Coronal Line Emitters are Tidal Disruption Events in Gas-Rich Environments

TL;DR

This study provides strong evidence that coronal line emitters are actually tidal disruption events occurring in gas-rich environments, based on multi-wavelength comparisons and host galaxy properties.

Contribution

It establishes a detailed connection between coronal line emitters and tidal disruption events, using host galaxy characteristics and transient properties to confirm their association.

Findings

CLE hosts have MIR colors similar to TDE hosts

Many CLEs show dust reprocessing echoes indicating dust-rich nuclei

CLEs occupy similar luminosity and decline-rate space as TDEs

Abstract

Some galaxies show little to no sign of active galactic nucleus (AGN) activity, yet exhibit strong coronal emission lines (CLs) relative to common narrow emission lines. Many of these CLs have ionization potentials of $\geq 100$ eV, thus requiring strong extreme UV and/or soft X-ray flux. It has long been thought that such events are powered by tidal disruption events (TDEs), but owing to a lack of detailed multi-wavelength follow-up, such a connection has not been firmly made.

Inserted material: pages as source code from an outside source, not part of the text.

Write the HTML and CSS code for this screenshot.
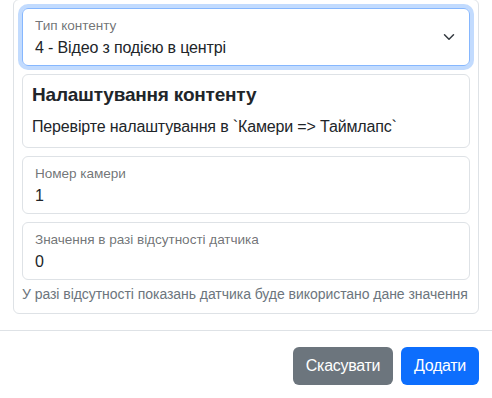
FILE: index.html
```html
<!DOCTYPE html>
<html lang="uk">
<head>
  <meta charset="UTF-8">
  <meta name="viewport" content="width=device-width, initial-scale=1.0">
  <title>Додати контент</title>
  <link rel="stylesheet" href="styles.css">
</head>
<body>
  <div class="modal">
    <div class="modal_body">
      <div class="card">
        <!-- content type -->
        <div class="floating focused">
          <div class="field_label">Тип контенту</div>
          <div class="field_value">4 - Відео з подією в центрі</div>
          <svg class="chevron" width="16" height="12" viewBox="0 0 16 16">
            <path d="m2 5 6 6 6-6" fill="none" stroke="#343a40" stroke-linecap="round" stroke-linejoin="round" stroke-width="2"/>
          </svg>
        </div>

        <div class="info">
          <h5>Налаштування контенту</h5>
          <p>Перевірте налаштування в `Камери =&gt; Таймлапс`</p>
        </div>

        <div class="floating">
          <div class="field_label">Номер камери</div>
          <div class="field_value">1</div>
        </div>

        <div class="floating">
          <div class="field_label">Значення в разі відсутності датчика</div>
          <div class="field_value">0</div>
        </div>
        <div class="form_text">У разі відсутності показань датчика буде використано дане значення</div>
      </div>
    </div>
    <div class="modal_footer">
      <button class="btn btn_secondary">Скасувати</button>
      <button class="btn btn_primary">Додати</button>
    </div>
  </div>
</body>
</html>
```

FILE: styles.css
```css
html {
  box-sizing: border-box;
}
*, *:before, *:after {
  box-sizing: inherit;
}
body {
  margin: 0;
  font-family: "Segoe UI", "Liberation Sans", "Noto Sans", sans-serif;
  font-size: 16px;
  line-height: 1.5;
  letter-spacing: -0.15px;
  color: #212529;
  background: #fff;
  overflow: hidden;
}
.modal {
  width: 492px;
}
.modal_body {
  padding: 0 13px 16px 13px;
}
.card {
  margin-top: -1px;
  border: 1px solid #dee2e6;
  border-radius: 6px;
  padding: 8px;
}
.floating {
  position: relative;
  height: 58px;
  border: 1px solid #dee2e6;
  border-radius: 6px;
  padding: 0 12px;
  margin-bottom: 8px;
}
.floating.focused {
  border-color: #86b7fe;
  box-shadow: 0 0 0 4px rgba(13, 110, 253, 0.25);
}
.field_label {
  font-size: 13.6px;
  line-height: 20px;
  padding-top: 7px;
  letter-spacing: -0.05px;
  color: rgba(33, 37, 41, 0.65);
  white-space: nowrap;
}
.field_value {
  line-height: 24px;
}
.chevron {
  position: absolute;
  right: 12px;
  top: 22px;
}
.info {
  border: 1px solid #dee2e6;
  border-radius: 6px;
  padding: 8px 9px;
  margin-bottom: 8px;
}
.info h5 {
  margin: 0 0 8px 0;
  font-size: 19px;
  font-weight: 600;
  line-height: 24px;
  letter-spacing: -0.2px;
  color: #212529;
}
.info p {
  margin: 0;
}
.form_text {
  margin-top: -4px;
  font-size: 14px;
  line-height: 21px;
  letter-spacing: -0.05px;
  color: #6c757d;
  white-space: nowrap;
}
.modal_footer {
  border-top: 1px solid #dee2e6;
  padding: 16px 13px 13px 12px;
  display: flex;
  justify-content: flex-end;
  gap: 8px;
}
.btn {
  font-family: inherit;
  font-size: 16px;
  line-height: 24px;
  letter-spacing: -0.3px;
  padding: 6px 12px;
  border: 1px solid transparent;
  border-radius: 6px;
  color: #fff;
}
.btn_secondary {
  background-color: #6c757d;
}
.btn_primary {
  background-color: #0d6efd;
}
```
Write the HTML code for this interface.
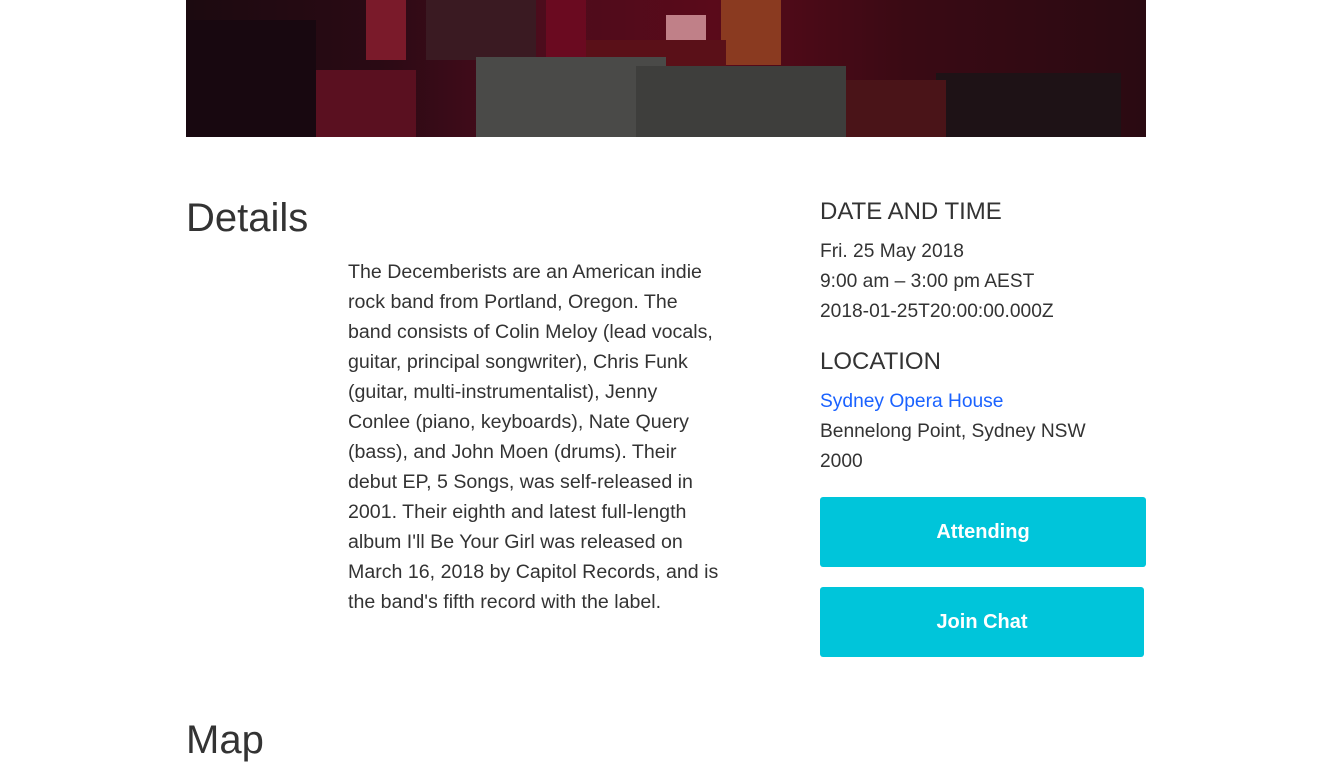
<!DOCTYPE html>
<html><head><meta charset="utf-8"><style>
body{margin:0;background:#fff;font-family:"Liberation Sans",Arial,sans-serif;color:#333;width:1336px;height:760px;overflow:hidden;position:relative}
.img{position:absolute;left:186px;top:0;width:960px;height:137px;background:#1a0508;overflow:hidden}
.img div{position:absolute}
h2{position:absolute;margin:0;font-weight:400;font-size:40px;color:#333}
.txt{position:absolute;left:348px;top:257px;font-size:19.6px;line-height:30px;color:#333;white-space:nowrap}
.h3{position:absolute;left:820px;font-size:24px;color:#333}
.info{position:absolute;left:820px;font-size:19.2px;line-height:30px;color:#333;white-space:nowrap}
.btn{position:absolute;left:820px;background:#00c5da;border-radius:3px;color:#fff;font-size:20px;font-weight:bold;text-align:center;line-height:70px;height:70px}
</style></head><body>
<div class="img">
 <div style="left:0;top:0;width:960px;height:137px;background:linear-gradient(90deg,#1c0a10 0%,#2a0a14 20%,#4a0c1c 35%,#5a0a1a 55%,#3a0a14 75%,#2a0a12 100%)"></div>
 <div style="left:120px;top:70px;width:110px;height:67px;background:#5a1020"></div>
 <div style="left:180px;top:0;width:40px;height:60px;background:#7a1a2a"></div>
 <div style="left:240px;top:0;width:110px;height:60px;background:#3a1a22"></div>
 <div style="left:360px;top:0;width:40px;height:60px;background:#6a0a20"></div>
 <div style="left:480px;top:15px;width:40px;height:45px;background:#c08088"></div>
 <div style="left:535px;top:0;width:60px;height:65px;background:#8a3a20"></div>
 <div style="left:400px;top:40px;width:140px;height:80px;background:#5a1018"></div>
 <div style="left:290px;top:57px;width:190px;height:80px;background:#4a4a48"></div>
 <div style="left:450px;top:66px;width:210px;height:71px;background:#3e3e3c"></div>
 <div style="left:750px;top:73px;width:185px;height:64px;background:#1e1216"></div>
 <div style="left:660px;top:80px;width:100px;height:57px;background:#4a1418"></div>
 <div style="left:0;top:20px;width:130px;height:117px;background:#180810"></div>
</div>
<h2 style="left:186px;top:196px">Details</h2>
<div class="txt">The Decemberists are an American indie<br>rock band from Portland, Oregon. The<br>band consists of Colin Meloy (lead vocals,<br>guitar, principal songwriter), Chris Funk<br>(guitar, multi-instrumentalist), Jenny<br>Conlee (piano, keyboards), Nate Query<br>(bass), and John Moen (drums). Their<br>debut EP, 5 Songs, was self-released in<br>2001. Their eighth and latest full-length<br>album I'll Be Your Girl was released on<br>March 16, 2018 by Capitol Records, and is<br>the band's fifth record with the label.</div>
<div class="h3" style="top:198px">DATE AND TIME</div>
<div class="info" style="top:237px">Fri. 25 May 2018<br>9:00 am – 3:00 pm AEST<br>2018-01-25T20:00:00.000Z</div>
<div class="h3" style="top:348px">LOCATION</div>
<div class="info" style="top:387px"><span style="color:#1a62ff">Sydney Opera House</span><br>Bennelong Point, Sydney NSW<br>2000</div>
<div class="btn" style="top:497px;width:326px">Attending</div>
<div class="btn" style="top:587px;width:324px">Join Chat</div>
<h2 style="left:186px;top:718px">Map</h2>
</body></html>
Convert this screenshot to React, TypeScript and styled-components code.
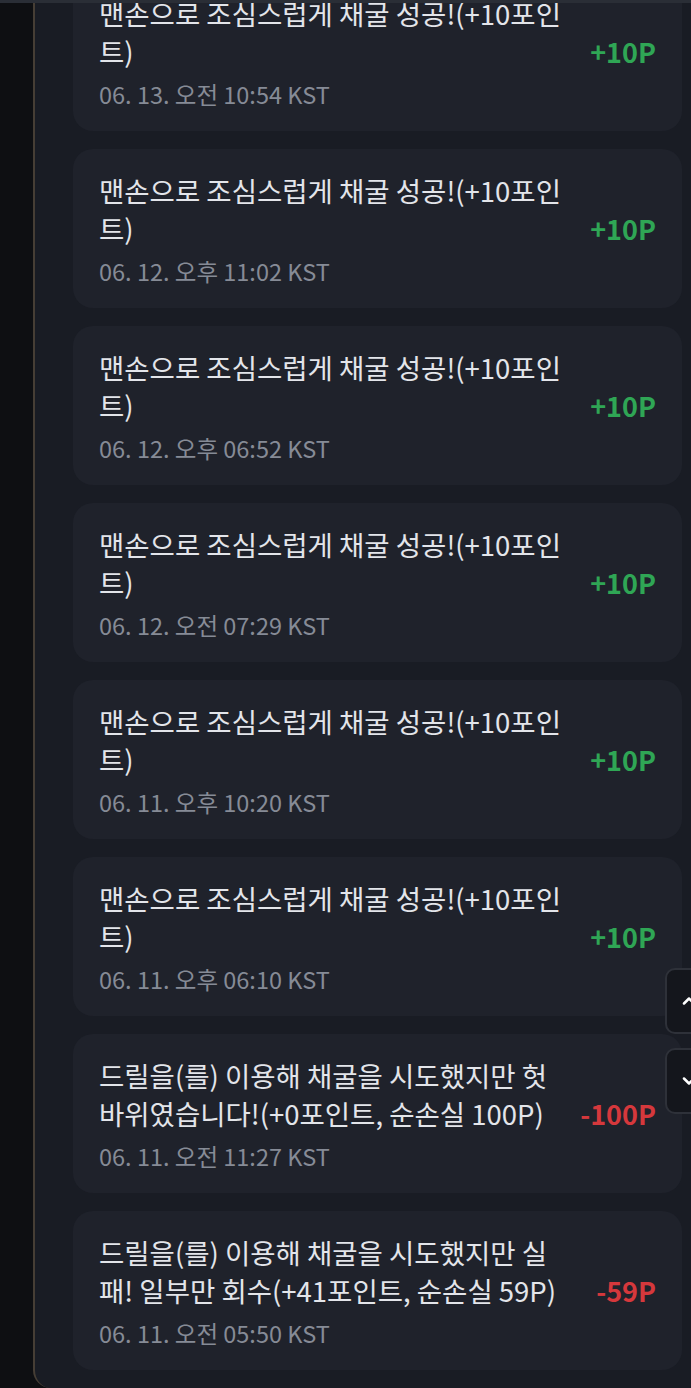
import styled, { createGlobalStyle } from 'styled-components';

const GlobalStyle = createGlobalStyle`
  html, body {
    margin: 0;
    padding: 0;
    background: #0e0f12;
  }
  body {
    font-family: "Noto Sans CJK KR", "Noto Sans", sans-serif;
    -webkit-font-smoothing: antialiased;
  }
`;

type Entry = {
  text: string;
  date: string;
  amount: number;
};

const entries: Entry[] = [
  { text: '맨손으로 조심스럽게 채굴 성공!(+10포인트)', date: '06. 13. 오전 10:54 KST', amount: 10 },
  { text: '맨손으로 조심스럽게 채굴 성공!(+10포인트)', date: '06. 12. 오후 11:02 KST', amount: 10 },
  { text: '맨손으로 조심스럽게 채굴 성공!(+10포인트)', date: '06. 12. 오후 06:52 KST', amount: 10 },
  { text: '맨손으로 조심스럽게 채굴 성공!(+10포인트)', date: '06. 12. 오전 07:29 KST', amount: 10 },
  { text: '맨손으로 조심스럽게 채굴 성공!(+10포인트)', date: '06. 11. 오후 10:20 KST', amount: 10 },
  { text: '맨손으로 조심스럽게 채굴 성공!(+10포인트)', date: '06. 11. 오후 06:10 KST', amount: 10 },
  {
    text: '드릴을(를) 이용해 채굴을 시도했지만 헛바위였습니다!(+0포인트, 순손실 100P)',
    date: '06. 11. 오전 11:27 KST',
    amount: -100,
  },
  {
    text: '드릴을(를) 이용해 채굴을 시도했지만 실패! 일부만 회수(+41포인트, 순손실 59P)',
    date: '06. 11. 오전 05:50 KST',
    amount: -59,
  },
];

const Page = styled.div`
  position: relative;
  display: flex;
  width: 691px;
  height: 1388px;
  overflow: hidden;
  background: #0e0f12;
`;

const TopEdge = styled.div`
  position: absolute;
  top: 0;
  left: 0;
  right: 0;
  height: 3px;
  background: #2a2e36;
  z-index: 2;
`;

const Gutter = styled.div`
  width: 33px;
  flex-shrink: 0;
`;

const Panel = styled.div`
  flex: 1;
  background: #191c24;
  border-left: 2px solid #463e35;
  border-bottom-left-radius: 18px;
  padding: 0 9px 0 38px;
  overflow: hidden;
`;

const List = styled.div`
  display: flex;
  flex-direction: column;
  gap: 18px;
  margin-top: -28px;
`;

const Card = styled.div`
  display: flex;
  align-items: center;
  gap: 26px;
  background: #1f222b;
  border-radius: 20px;
  padding: 21px 26px;
  min-height: 159px;
  box-sizing: border-box;
`;

const Body = styled.div`
  flex: 1;
  min-width: 0;
  display: flex;
  flex-direction: column;
  gap: 9px;
`;

const Title = styled.div`
  color: #e3e5ea;
  font-size: 27.5px;
  line-height: 38px;
  word-break: break-all;
`;

const Stamp = styled.div`
  color: #868b96;
  font-size: 23.5px;
  line-height: 30px;
`;

const Amount = styled.div<{ $neg: boolean }>`
  flex-shrink: 0;
  color: ${(p) => (p.$neg ? '#d5383c' : '#2fa655')};
  font-size: 27px;
  font-weight: 700;
  line-height: 30px;
`;

const ScrollButton = styled.button<{ $top: number }>`
  position: absolute;
  left: 665px;
  top: ${(p) => p.$top}px;
  width: 48px;
  height: 66px;
  padding: 0;
  display: flex;
  align-items: center;
  justify-content: center;
  background: #14161c;
  border: 2px solid #2e3139;
  border-radius: 10px;
  color: #ffffff;
  z-index: 3;
`;

const Chevron = ({ up }: { up?: boolean }) => (
  <svg width="20" height="20" viewBox="0 0 24 24" fill="none" stroke="currentColor" strokeWidth="3" strokeLinecap="round" strokeLinejoin="round">
    {up ? <path d="M6 15l6-6 6 6" /> : <path d="M6 9l6 6 6-6" />}
  </svg>
);

export default function App() {
  return (
    <Page>
      <GlobalStyle />
      <TopEdge />
      <Gutter />
      <Panel>
        <List>
          {entries.map((e, i) => (
            <Card key={i}>
              <Body>
                <Title>{e.text}</Title>
                <Stamp>{e.date}</Stamp>
              </Body>
              <Amount $neg={e.amount < 0}>
                {e.amount < 0 ? `${e.amount}P` : `+${e.amount}P`}
              </Amount>
            </Card>
          ))}
        </List>
      </Panel>
      <ScrollButton $top={968} aria-label="위로">
        <Chevron up />
      </ScrollButton>
      <ScrollButton $top={1048} aria-label="아래로">
        <Chevron />
      </ScrollButton>
    </Page>
  );
}
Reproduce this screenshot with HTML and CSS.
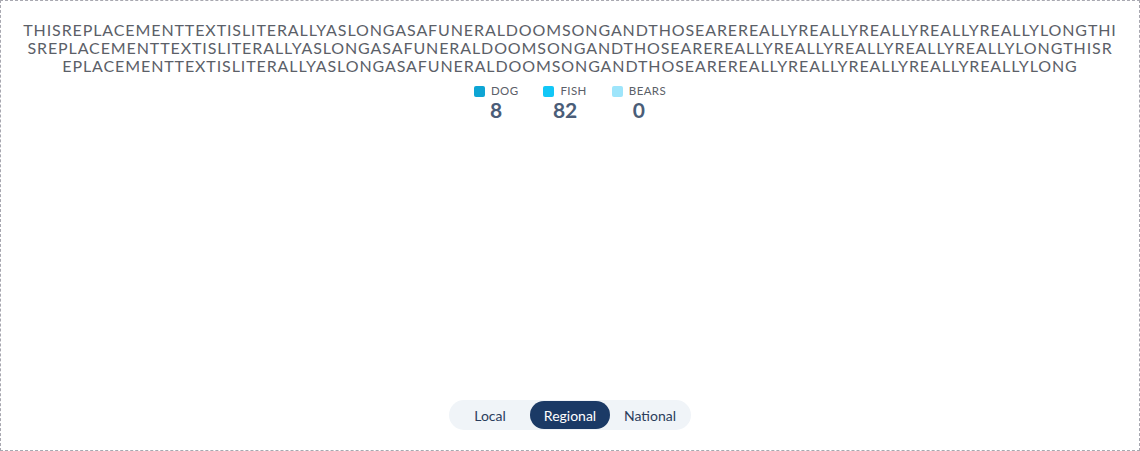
FILE: index.html
```html
<!DOCTYPE html>
<html lang="en">
<head>
<meta charset="utf-8">
<title>Chart</title>
<link rel="stylesheet" href="styles.css">
</head>
<body>
<div class="frame">
  <h1 class="title">THISREPLACEMENTTEXTISLITERALLYASLONGASAFUNERALDOOMSONGANDTHOSEAREREALLYREALLYREALLYREALLYREALLYLONGTHISREPLACEMENTTEXTISLITERALLYASLONGASAFUNERALDOOMSONGANDTHOSEAREREALLYREALLYREALLYREALLYREALLYLONGTHISREPLACEMENTTEXTISLITERALLYASLONGASAFUNERALDOOMSONGANDTHOSEAREREALLYREALLYREALLYREALLYREALLYLONG</h1>
  <div class="legend">
    <div class="item">
      <div class="label"><span class="swatch dog"></span>DOG</div>
      <div class="value">8</div>
    </div>
    <div class="item">
      <div class="label"><span class="swatch fish"></span>FISH</div>
      <div class="value">82</div>
    </div>
    <div class="item">
      <div class="label"><span class="swatch bears"></span>BEARS</div>
      <div class="value">0</div>
    </div>
  </div>
  <div class="spacer"></div>
  <div class="toggle">
    <button class="opt">Local</button>
    <button class="opt active">Regional</button>
    <button class="opt">National</button>
  </div>
</div>
</body>
</html>
```
FILE: styles.css
```css
html, body {
  margin: 0;
  padding: 0;
  background: #ffffff;
}
body {
  font-family: Lato, "Open Sans", sans-serif;
}
.frame {
  box-sizing: border-box;
  width: 1140px;
  height: 451px;
  border: 1px dashed #a8a8b0;
  display: flex;
  flex-direction: column;
  align-items: center;
  padding: 20px 22px 20px;
}
.title {
  margin: 0;
  width: 100%;
  font-size: 16px;
  line-height: 18px;
  font-weight: 400;
  letter-spacing: 0.9px;
  color: #5b6068;
  text-align: center;
  word-break: break-all;
}
.legend {
  display: flex;
  gap: 25px;
  margin-top: 9px;
}
.item {
  display: flex;
  flex-direction: column;
  align-items: center;
}
.label {
  display: flex;
  align-items: center;
  gap: 6px;
  font-size: 11.5px;
  line-height: 14px;
  color: #5b6068;
  letter-spacing: 0.4px;
}
.swatch {
  width: 11px;
  height: 11px;
  border-radius: 2px;
  display: inline-block;
}
.dog { background: #0ea5d4; }
.fish { background: #12c7f7; }
.bears { background: #9ee5fb; }
.value {
  font-size: 21px;
  line-height: 24px;
  font-weight: 700;
  color: #4a5d78;
}
.spacer { flex: 1; }
.toggle {
  display: flex;
  background: #f0f4f8;
  border-radius: 15px;
  padding: 1px 1px;
}
.opt {
  width: 80px;
  height: 28px;
  border: 0;
  border-radius: 14px;
  background: transparent;
  font-family: Lato, "Open Sans", sans-serif;
  font-size: 14px;
  color: #2b3d5c;
  padding: 0;
}
.opt.active {
  background: #1b3a66;
  color: #ffffff;
}
```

Here we compare coronal line emitters (CLEs) and TDEs in terms of their host-galaxy and transient properties. We find that the mid-infrared (MIR) colors of CLE hosts in quiescence are similar to TDE hosts. Additionally, many CLEs show evidence of a large dust reprocessing echo in their mid-infrared colors, a sign of significant dust in the nucleus. The stellar masses and star formation rates of the CLE hosts are largely consistent with TDE hosts, with many CLEs residing within the green valley. The blackbody properties of CLEs and TDEs are similar, with some CLEs showing hot (T $\geq 40,000$ K) blackbody temperatures. Finally, the location of CLEs on the peak-luminosity/decline-rate parameter space is much closer to TDEs than many other major classes of nuclear transients. Combined, these provide strong evidence to confirm the previous claims that CLEs are indeed TDEs in gas-rich environments. We additionally propose a stricter threshold of CL flux $\geq 1/3$ $\times$ [O III] flux to better exclude AGNs from the sample of CLEs.